I followed Jonathan's amazing step-by-step photo recipe exactly as instructed, minus a few very minor modifications like not beating my egg whites with my KitchenAid stand mixer and shaking/rotating the pans to even out the batter...but they couldn't have been responsible, could they? At that point, so many questions were running through my head about what I did or didn't do correctly but I realized that I would never really know unless I tried making the cake again. But first, I had to invert my deflated cakes because yes, I still thought they were salvageable.
And they were....kind of. Because I followed Jonathan's recipe exactly as instructed, I didn't grease my pans. Apparently, that's very common for making sponge cakes and it seemed to work just fine for him. Me, not so much.

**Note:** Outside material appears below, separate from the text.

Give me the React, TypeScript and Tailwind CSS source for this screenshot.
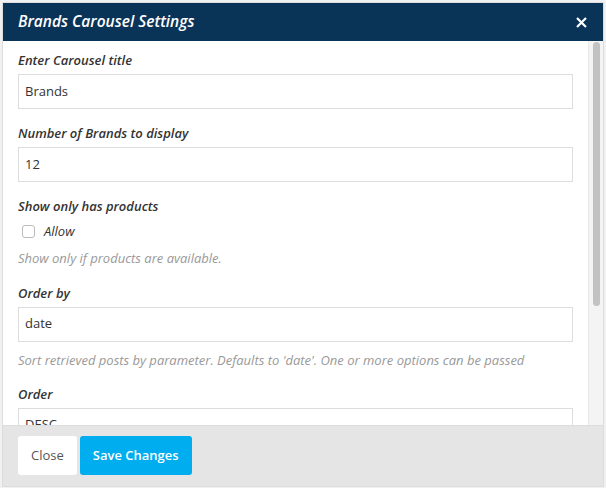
import React from "react";

const font = { fontFamily: '"Open Sans", "Noto Sans", sans-serif' };

function Label({ children }: { children: React.ReactNode }) {
  return (
    <div className="text-[13px] font-semibold italic text-[#333] leading-[17px]">{children}</div>
  );
}

function Input({ value, mt }: { value: string; mt: string }) {
  return (
    <div className={`${mt} h-[35px] w-[555px] border border-[#ddd] bg-white pl-[6px] flex items-center text-[13px] text-[#333]`}>
      {value}
    </div>
  );
}

function Help({ children }: { children: React.ReactNode }) {
  return <div className="text-[13px] italic text-[#999] leading-[17px]">{children}</div>;
}

export default function App() {
  return (
    <div className="w-[606px] h-[488px] bg-[#f1f1f1] relative" style={font}>
      <div className="absolute left-[2px] top-[2px] w-[602px] h-[485px] border border-[#ddd] bg-white flex flex-col overflow-hidden">
        <div className="h-[38px] bg-[#0a3358] flex items-center justify-between pl-[15px] pr-[16px] shrink-0">
          <div className="text-white text-[15.5px] font-semibold italic">Brands Carousel Settings</div>
          <svg width="11" height="11" viewBox="0 0 11 11">
            <path d="M1 1L10 10M10 1L1 10" stroke="white" strokeWidth="2.2" />
          </svg>
        </div>
        <div className="flex h-[384px] shrink-0">
          <div className="flex-1 overflow-hidden pl-[15px] pt-[11px]">
            <Label>Enter Carousel title</Label>
            <Input value="Brands" mt="mt-[5px]" />
            <div className="h-[16px]" />
            <Label>Number of Brands to display</Label>
            <Input value="12" mt="mt-[5px]" />
            <div className="h-[16px]" />
            <Label>Show only has products</Label>
            <div className="flex items-center mt-[7px] ml-[4px]">
              <div className="w-[13px] h-[13px] border border-[#bbb] rounded-[3px] bg-white" />
              <span className="ml-[9px] text-[13px] italic text-[#333]">Allow</span>
            </div>
            <div className="mt-[8px]">
              <Help>Show only if products are available.</Help>
            </div>
            <div className="h-[18px]" />
            <Label>Order by</Label>
            <Input value="date" mt="mt-[5px]" />
            <div className="mt-[10px]">
              <Help>Sort retrieved posts by parameter. Defaults to 'date'. One or more options can be passed</Help>
            </div>
            <div className="h-[17px]" />
            <Label>Order</Label>
            <Input value="DESC" mt="mt-[5px]" />
          </div>
          <div className="w-[15px] bg-[#f4f4f4] border-l border-[#e8e8e8] flex justify-center pt-[1px]">
            <div className="w-[7px] h-[264px] rounded-full bg-[#c2c2c2]" />
          </div>
        </div>
        <div className="flex-1 bg-[#e5e5e5] border-t border-[#ddd] flex items-start gap-[3px] pl-[15px] pt-[10px]">
          <button className="h-[39px] px-[13px] bg-white rounded-[3px] text-[13px] text-[#555]">Close</button>
          <button className="h-[39px] px-[13px] bg-[#00adee] rounded-[3px] text-[13px] text-white font-semibold">Save Changes</button>
        </div>
      </div>
    </div>
  );
}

I ran a spatula around the edges of the cakes to release them and they didn't appear to be stuck, but all the banging and slamming in the world could not get them out when I flipped their pans over. I eventually somehow managed to slide an entire lifting spatula under the cakes to loosen them up enough to get them out, but only one of them survived this process.
This meant two things. One, I was going to have to make another layer to complete the cake, which was fine because I wanted to try again and do a better job anyway. And two, I would be able to taste the cake and see how it came out beforehand! The reason I was really excited about this is because I was making the cake for someone else so getting an opportunity to taste it was the best unexpected gift I could get at that point. And it made me pretty hopeful when I took one bite and realized that what the cake lacked in appearance, it made up for in taste. So even if one of the layers of the cake was going to be denser than the other, depending on how my next cake came out, I knew it was going to be delicious.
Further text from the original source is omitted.